Have you heard the one about the comedy sponsors?
Telecoms and beer brands want to bring on the funny, but what’s in it for them?
John and Dave from the very funny ‘Gogglebox Ireland’, one of the shows sponsored by Virgin Media Ireland.
Virgin Media Ireland would like to associate its brand with the sound of laughter.
To clarify, the telecoms group doesn’t want us to link its name to the weary cackle of people in the trenches of a bloody customer service battle. It wants us to attach it to the delighted splutter of people rendered helpless by comedy.
The company, a subsidiary of Virgin Media UK and ultimately owned by John Malone’s cable group Liberty Global, has signed up to sponsor comedy on RTÉ2 for a 12-week period, with its “pre-roll” stings introducing a new four-part show from bag-faced duo Rubberbandits, more episodes of Republic of Telly and the channel’s showings of sitcom The Big Bang Theory, the most-watched comedy on US television.
It is also paying up to sponsor 2fm’s Breakfast Republic, while last month it put its brand all over the funniest show on Irish television right now, TV3’s Gogglebox Ireland.
The RTÉ sponsorship focuses on Virgin’s newest product, Virgin Mobile, while on the Virgin-owned TV3, the stings highlight Virgin’s main broadband and television bundles, including the telly-addict feature of being able to record four shows while watching a fifth.
Virgin Media, the corporate successor to the more perfunctory, utility-like brand UPC Ireland, is now one year old in Ireland, which was to a large extent, ahem, virgin territory for the brand. The last big Virgin presence here was the Virgin music store chain, which has been gone for nine years.
The Virgin Media brand itself is licensed to Liberty Global by a separate company, Richard Branson’s Virgin Group. So on the one hand, Virgin Media can’t stray too far from existing UK iterations of the brand, and on the other, it has some freedom to create a new, entertainment-centric image for itself in this market.
Why pick on comedy? What is it about a genre that makes people forget their troubles in a haze of collective LOLs that attracts sponsors?
The question as framed answers itself. But it’s not quite as straightforward as saying comedy = feelgood factor, ergo some of that feelgood aura will rub off on the brand. Not all comedy is created equal, and not all comedy sponsors are the same.
Some, like Virgin, are both service providers and content companies. Rival Sky, for example, has in recent years sponsored the Cat Laughs comedy festival in Kilkenny and this year leveraged the deal, as the jargon goes, by producing a series of Irish-themed comedy shorts that could do three things: premiere at the festival, swell its range of on-demand extras and slot in nicely on the Sky Arts channel schedule.
Festival-friendly Vodafone, which as a mobile brand is a veteran of interacting with young people in their happy spaces, shells out for the Vodafone Comedy Festival in Dublin every summer, and next week lends its support to the Vodafone Comedy Carnival in Galway.
What these sponsorships do is remind us that telecoms brands are enablers of the basic pleasures of communication and shared culture.
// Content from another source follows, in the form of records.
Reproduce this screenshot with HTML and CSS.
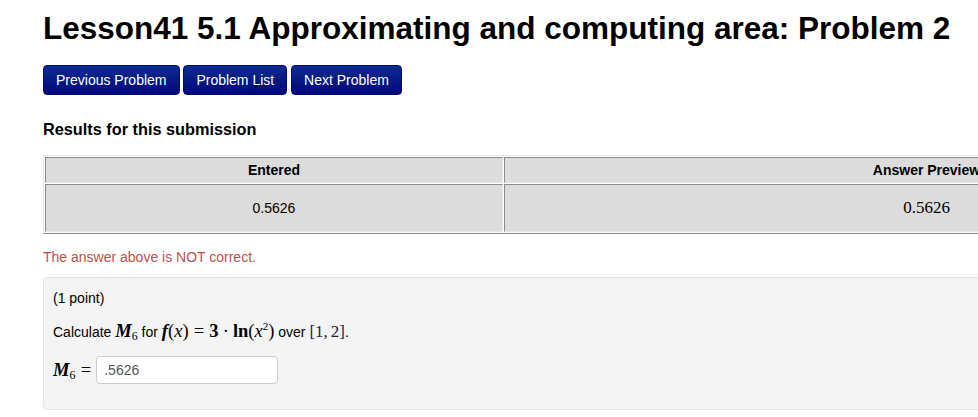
FILE: index.html
```html
<!DOCTYPE html>
<html lang="en">
<head>
  <meta charset="UTF-8" />
  <meta name="viewport" content="width=device-width, initial-scale=1.0"/>
  <title>Lesson41 5.1 Problem 2</title>
  <link rel="stylesheet" href="styles.css">
</head>
<body>

  <div class="page">
    <h1>Lesson41 5.1 Approximating and computing area: Problem 2</h1>

    <div class="nav-buttons">
      <a class="btn" href="#">Previous Problem</a>
      <a class="btn" href="#">Problem List</a>
      <a class="btn" href="#">Next Problem</a>
    </div>

    <h3 class="results-title">Results for this submission</h3>

    <table class="attempt-results">
      <tr>
        <th class="col-entered">Entered</th>
        <th class="col-preview">Answer Preview</th>
      </tr>
      <tr>
        <td>0.5626</td>
        <td class="preview">0.5626</td>
      </tr>
    </table>

    <p class="result-msg">The answer above is NOT correct.</p>

    <div class="problem-box">
      <p>(1 point)</p>
      <p>Calculate <span class="math"><b><i>M</i></b><sub>6</sub></span> for
        <span class="math"><b><i>f</i></b>(<i>x</i>)<span class="op">=</span><b>3</b><span class="op dot">·</span><b>ln</b>(<i>x</i><sup>2</sup>)</span> over
        <span class="math interval">[1,<span class="thin"></span>2]</span>.</p>
      <div class="answer-row">
        <span class="math"><b><i>M</i></b><sub>6</sub><span class="op">=</span></span>
        <input type="text" class="answer-input" value=".5626" />
      </div>
    </div>
  </div>

</body>
</html>
```

FILE: styles.css
```css
html, body {
  overflow: hidden;
}

body {
  margin: 0;
  font-family: "Liberation Sans", Arial, sans-serif;
  font-size: 14px;
  line-height: 20px;
  color: #000;
  background: #fff;
}

.page {
  width: 1308px;
  padding-left: 43px;
}

h1 {
  margin: 0;
  padding-top: 10px;
  font-size: 31.5px;
  line-height: 36px;
  font-weight: bold;
}

.nav-buttons {
  margin-top: 19px;
  height: 30px;
}

.btn {
  display: inline-block;
  padding: 4px 12px;
  border: 1px solid #000a6e;
  border-radius: 4px;
  background: linear-gradient(#0e2b8e, #00077f);
  color: white;
  text-decoration: none;
  font-size: 14px;
  line-height: 20px;
  vertical-align: top;
}

.results-title {
  margin: 24px 0 0;
  font-size: 16.3px;
  line-height: 20px;
  font-weight: bold;
}

.attempt-results {
  margin-top: 16px;
  width: 1308px;
  table-layout: fixed;
  border-collapse: separate;
  border-spacing: 1px;
  border: 1px solid;
  border-color: #e6e6e6 #8a8a8a #8a8a8a #e6e6e6;
  background: #fff;
}

.attempt-results th,
.attempt-results td {
  background: #dcdcdc;
  border: 1px solid;
  border-color: #8a8a8a #e6e6e6 #e6e6e6 #8a8a8a;
  text-align: center;
  padding: 2px 5px;
  font-size: 14px;
}

.attempt-results th {
  height: 20px;
}

.attempt-results td {
  height: 42px;
}

.col-entered {
  width: 446px;
}

.attempt-results td.preview {
  font-family: "Liberation Serif", "DejaVu Serif", serif;
  font-size: 17px;
}

.math {
  font-family: "Liberation Serif", "DejaVu Serif", serif;
  font-size: 18.5px;
  line-height: 1;
}

.math sub {
  font-size: 12px;
  line-height: 0;
  vertical-align: -3px;
}

.math sup {
  font-size: 11px;
  line-height: 0;
}

.op {
  margin: 0 0.28em;
}

.op.dot {
  margin: 0 0.22em;
}

.thin {
  display: inline-block;
  width: 0.17em;
}

.interval {
  color: #1d2240;
  font-size: 17px;
}

.result-msg {
  margin: 13px 0 0;
  color: #bf4f4c;
}

.problem-box {
  margin-top: 10px;
  width: 1290px;
  height: 112px;
  padding: 10px 9px 9px;
  background: #f4f4f4;
  border: 1px solid #e3e3e3;
  border-radius: 4px;
  font-size: 14px;
}

.problem-box p {
  margin: 0 0 14px;
}

.answer-row {
  display: flex;
  align-items: center;
  margin-top: 13px;
}

.answer-input {
  box-sizing: border-box;
  width: 182px;
  height: 28px;
  padding: 4px 7px;
  border: 1px solid #ccc;
  border-radius: 4px;
  background: #fff;
  color: #555;
  font-family: "Liberation Sans", Arial, sans-serif;
  font-size: 14px;
}
```
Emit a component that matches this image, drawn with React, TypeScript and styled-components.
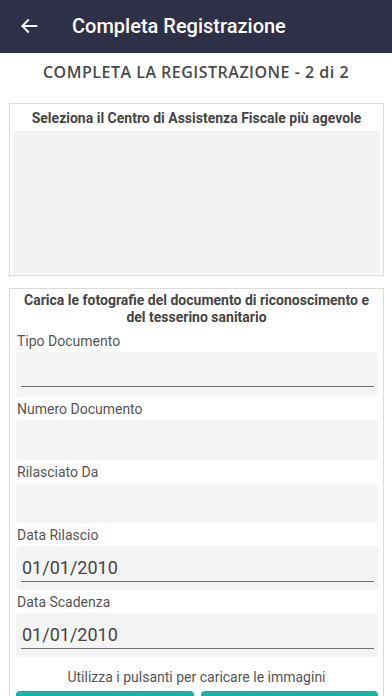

What they also do is help us forget that they are the source of groan-inducing bills.
Once, at a David O’Doherty gig in the frazzled run-up to Christmas, everyone in my party had either work or financial stresses, or had endured distinctly unfunny traffic in order to make it.
O’Doherty opened his set with the assuring declaration that everybody plonked on the venue’s fold-up chairs with pints by their feet was in the right place. We had bought the tickets, this was where we were meant to be. We could stop checking our phones for an hour.
It was the perfect way to disarm anyone with mixed feelings about how they had committed to spending their evening, or who, for whatever reason, might not have started out in the mood to laugh.
The other big category of comedy sponsor, alcohol, is feted in its own right for its ability to temporarily alleviate stress, and for many people, live comedy and alcohol are as inextricably linked as television and biscuits.
Foster’s, which in Europe is owned by Heineken, is all over comedy on Channel 4 and was a six-year sponsor of the Edinburgh Comedy Awards. The latter, originally “the Perrier”, is now the lastminute.com Edinburgh Comedy Awards, with the organisers hailing the travel site’s “spontaneous and inspiring” brand as the standard “great fit”.
The challenge for sponsors, particularly of live comedy, is that it can veer from beery, conservative groupthink to thought-provoking art, sometimes in a single sentence. The potential to cause offence, or just fall painfully flat, lurks.
Brands have a comfort zone and unlike seasoned comedy audiences, they won’t enjoy it being challenged. They will want a little bit of the “anarchic” on their side, just as long as they can predict it in advance. These are the risks involved with trying to differentiate a mobile brand from that of a bank.